Funny, poignant.... Budo's world is as realistic as he is imaginary. We would all be lucky to have Budo at our sides. Reading his memoir is the next best thing.
Library Journal

An incredibly captivating novel about the wonder of youth and the importance of friendship, whether real or imagined. Delightfully compelling reading.

Quirky and heartwarming
Kirkus Reviews

Discussion Questions
1. “I am not imaginary,” says Budo. Do you believe him?

2. Might you relate differently to Max if the story was told from another character’s point of view? How does Budo’s voice shape your understanding of Max?

3. Max’s mother wants desperately to understand what is wrong with Max, while his father wants desperately to believe that there is nothing wrong. Who do you side with?

4. Budo seems to watch a lot of television. How do his viewing habits shape his perception of the world?

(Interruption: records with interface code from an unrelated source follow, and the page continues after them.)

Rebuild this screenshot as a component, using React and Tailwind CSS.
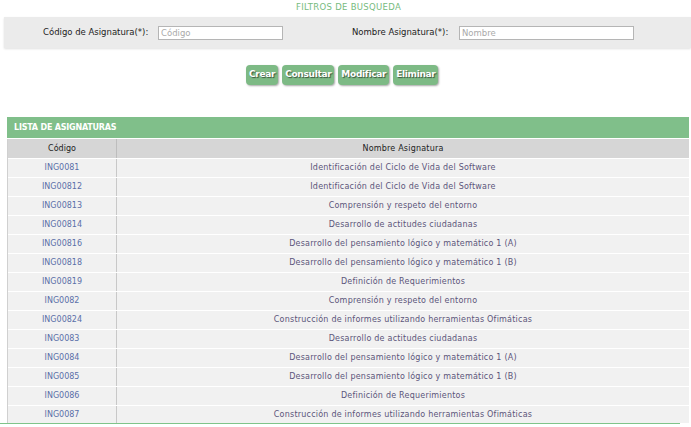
import React from "react";

const rows = [
  ["ING0081", "Identificación del Ciclo de Vida del Software"],
  ["ING00812", "Identificación del Ciclo de Vida del Software"],
  ["ING00813", "Comprensión y respeto del entorno"],
  ["ING00814", "Desarrollo de actitudes ciudadanas"],
  ["ING00816", "Desarrollo del pensamiento lógico y matemático 1 (A)"],
  ["ING00818", "Desarrollo del pensamiento lógico y matemático 1 (B)"],
  ["ING00819", "Definición de Requerimientos"],
  ["ING0082", "Comprensión y respeto del entorno"],
  ["ING00824", "Construcción de informes utilizando herramientas Ofimáticas"],
  ["ING0083", "Desarrollo de actitudes ciudadanas"],
  ["ING0084", "Desarrollo del pensamiento lógico y matemático 1 (A)"],
  ["ING0085", "Desarrollo del pensamiento lógico y matemático 1 (B)"],
  ["ING0086", "Definición de Requerimientos"],
  ["ING0087", "Construcción de informes utilizando herramientas Ofimáticas"],
];

const buttons = ["Crear", "Consultar", "Modificar", "Eliminar"];

export default function App() {
  return (
    <div className="w-[691px] h-[427px] overflow-hidden bg-white font-['DejaVu_Sans',Verdana,sans-serif]">
      {/* filtros */}
      <div className="h-[17px] pt-[1px] pl-[6px] text-center text-[8.5px] leading-[12px] tracking-[0.3px] text-[#77bb80]">
        FILTROS DE BUSQUEDA
      </div>
      <div className="ml-[4px] h-[31px] bg-[#ebebeb] shadow-[0_1px_2px_rgba(0,0,0,0.12)] flex items-center text-[8.5px] text-[#222]">
        <span className="ml-[39px] w-[115px]">Código de Asignatura(*):</span>
        <input
          placeholder="Código"
          className="w-[125px] h-[14px] bg-white border border-[#b5b5b5] px-[2px] text-[8.5px] placeholder:text-[#aaa] outline-none"
        />
        <span className="ml-[69px] w-[107px]">Nombre Asignatura(*):</span>
        <input
          placeholder="Nombre"
          className="w-[175px] h-[14px] bg-white border border-[#b5b5b5] px-[2px] text-[8.5px] placeholder:text-[#aaa] outline-none"
        />
      </div>

      {/* acciones */}
      <div className="mt-[17px] flex pl-[246px] gap-[4px]">
        {buttons.map((b) => (
          <button
            key={b}
            className="h-[20px] px-[3px] rounded-[4px] bg-[#7dba85] text-white text-[9px] font-bold tracking-[-0.3px] [text-shadow:1px_1px_1px_rgba(0,0,0,0.55)] shadow-[1px_1px_2px_rgba(0,0,0,0.35)]"
          >
            {b}
          </button>
        ))}
      </div>

      {/* lista */}
      <div className="mt-[32px] h-[306px] overflow-hidden ml-[7px] w-[682px]">
        <div className="h-[21px] bg-[#80bf8a] flex items-center pl-[7px] text-[8px] font-bold text-white tracking-[-0.2px]">
          LISTA DE ASIGNATURAS
        </div>
        <div className="mt-[1px] border-l border-[#d0d0d0] text-[8px]">
          <div className="flex h-[19px] bg-[#d6d6d6] text-[#222] items-center">
            <div className="w-[109px] text-center border-r border-[#bdbdbd] h-full flex items-center justify-center">
              Código
            </div>
            <div className="flex-1 text-center tracking-[0.2px]">Nombre Asignatura</div>
          </div>
          {rows.map(([c, n], i) => (
            <div key={i} className="flex h-[19px] bg-[#f1f1f1] border-t border-white items-center">
              <div className="w-[109px] h-full border-r border-[#c8c8c8] flex items-center justify-center text-[#5b6fa8]">
                {c}
              </div>
              <div className="flex-1 text-center tracking-[0.22px] text-[#5b557a]">{n}</div>
            </div>
          ))}
        </div>
      </div>
      <div className="h-[1px] w-[680px] bg-[#7fc48a]" />
    </div>
  );
}
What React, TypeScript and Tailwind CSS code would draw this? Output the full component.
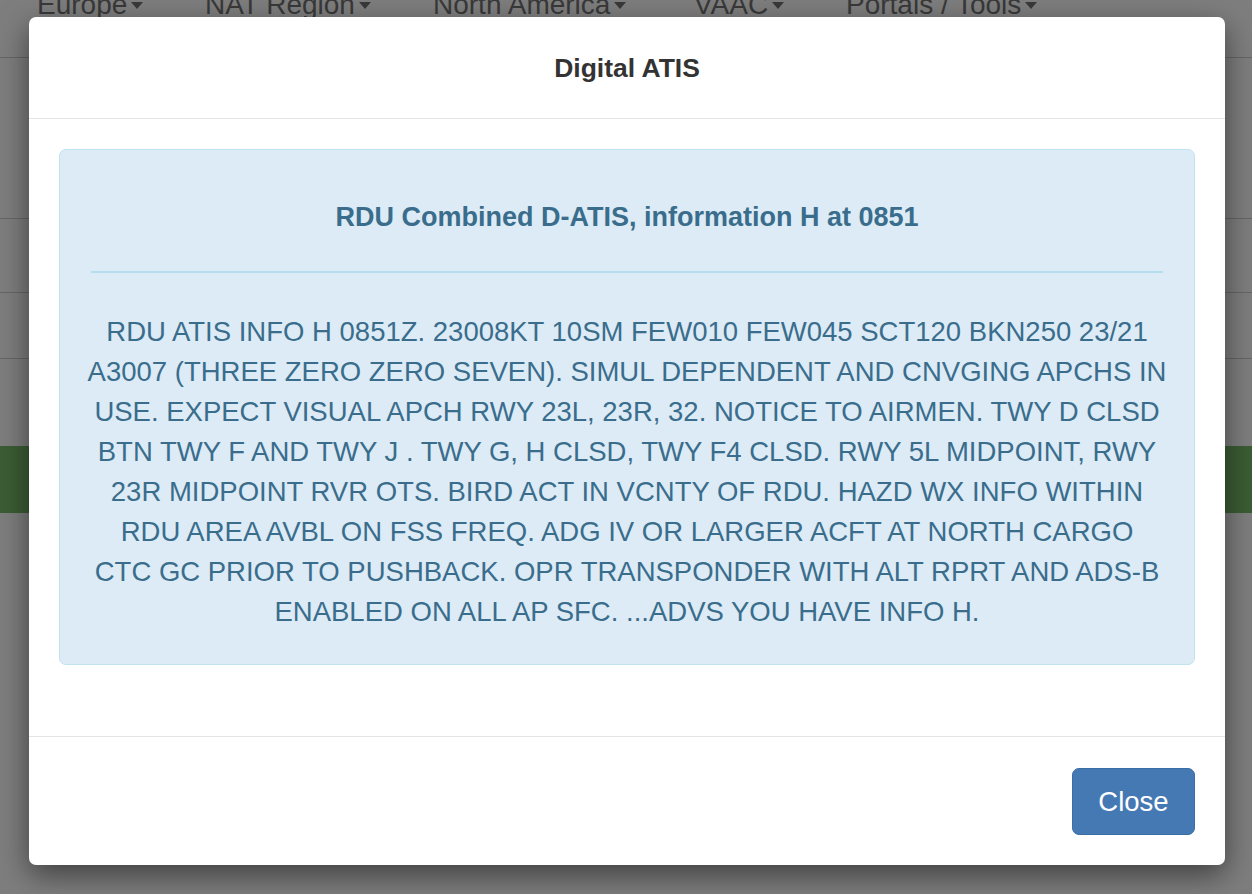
import React from "react";

function Caret() {
  return (
    <span className="ml-[4px] inline-block h-0 w-0 border-l-[6px] border-r-[6px] border-t-[7px] border-l-transparent border-r-transparent border-t-[#393939]" />
  );
}

const navItems: { label: string; w: string }[] = [
  { label: "Europe", w: "w-[106px]" },
  { label: "NAT Region", w: "w-[166px]" },
  { label: "North America", w: "w-[199px]" },
  { label: "VAAC", w: "w-[90px]" },
  { label: "Portals / Tools", w: "w-[197px]" },
];

const atisLines = [
  "RDU ATIS INFO H 0851Z. 23008KT 10SM FEW010 FEW045 SCT120 BKN250 23/21",
  "A3007 (THREE ZERO ZERO SEVEN). SIMUL DEPENDENT AND CNVGING APCHS IN",
  "USE. EXPECT VISUAL APCH RWY 23L, 23R, 32. NOTICE TO AIRMEN. TWY D CLSD",
  "BTN TWY F AND TWY J . TWY G, H CLSD, TWY F4 CLSD. RWY 5L MIDPOINT, RWY",
  "23R MIDPOINT RVR OTS. BIRD ACT IN VCNTY OF RDU. HAZD WX INFO WITHIN",
  "RDU AREA AVBL ON FSS FREQ. ADG IV OR LARGER ACFT AT NORTH CARGO",
  "CTC GC PRIOR TO PUSHBACK. OPR TRANSPONDER WITH ALT RPRT AND ADS-B",
  "ENABLED ON ALL AP SFC. ...ADVS YOU HAVE INFO H.",
];

export default function App() {
  return (
    <div className="relative h-[894px] w-[1252px] overflow-hidden bg-[#7e7e7e] font-['Liberation_Sans',Arial,sans-serif]">
      {/* dimmed background page */}
      <div className="flex flex-col">
        <nav className="-mt-[15px] flex h-[73px] items-start gap-[62px] border-b border-[#666] pl-[37px] text-[28px] leading-[40px] text-[#393939]">
          {navItems.map((n) => (
            <span key={n.label} className={`flex items-center ${n.w}`}>
              <span className="whitespace-nowrap">{n.label}</span>
              <Caret />
            </span>
          ))}
        </nav>
        <div className="h-[161px] border-b border-[#666]" />
        <div className="h-[74px] border-b border-[#666]" />
        <div className="h-[66px] border-b border-[#666]" />
        <div className="h-[87px]" />
        <div className="h-[67px] bg-[#3b5d34]" />
      </div>

      {/* modal */}
      <div className="absolute left-[29px] top-[17px] flex h-[848px] w-[1196px] flex-col rounded-[7px] bg-white shadow-[0_10px_30px_rgba(0,0,0,0.5)]">
        <div className="flex h-[102px] items-center justify-center border-b border-[#e5e5e5]">
          <h4 className="text-[26.5px] font-bold leading-[34px] text-[#333]">Digital ATIS</h4>
        </div>
        <div className="h-[617px] px-[30px] pt-[30px]">
          <div className="h-[516px] rounded-[7px] border border-[#bfe3ef] bg-[#dcebf6] px-[31px] pt-[50px] text-center text-[#3a6d8c]">
            <h4 className="text-[27px] font-bold leading-[34px]">RDU Combined D-ATIS, information H at 0851</h4>
            <hr className="mb-[39px] mt-[37px] border-t-2 border-[#b3deee]" />
            <div className="flex flex-col items-center text-[27.5px] leading-[40px]">
              {atisLines.map((l) => (
                <span key={l} className="whitespace-nowrap">
                  {l}
                </span>
              ))}
            </div>
          </div>
        </div>
        <div className="flex flex-1 items-start justify-end border-t border-[#e5e5e5] pr-[30px] pt-[31px]">
          <button className="h-[67px] w-[123px] rounded-[7px] border border-[#3a6ea6] bg-[#4579b4] text-[27.5px] text-white">
            Close
          </button>
        </div>
      </div>
    </div>
  );
}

5. Budo straddles many worlds: child and adult; real and imaginary. Could the same be said for other characters in this book?

6. Mrs. Patterson did a terrible thing. But is there any way in which her actions may have been beneficial to Max?

7. What does Budo fear most? Why does he think that Max’s mom and dad are his biggest danger?

8. The author, Matthew Dicks, is an elementary school teacher. In what ways can you see the influence of this “day job” on his writing?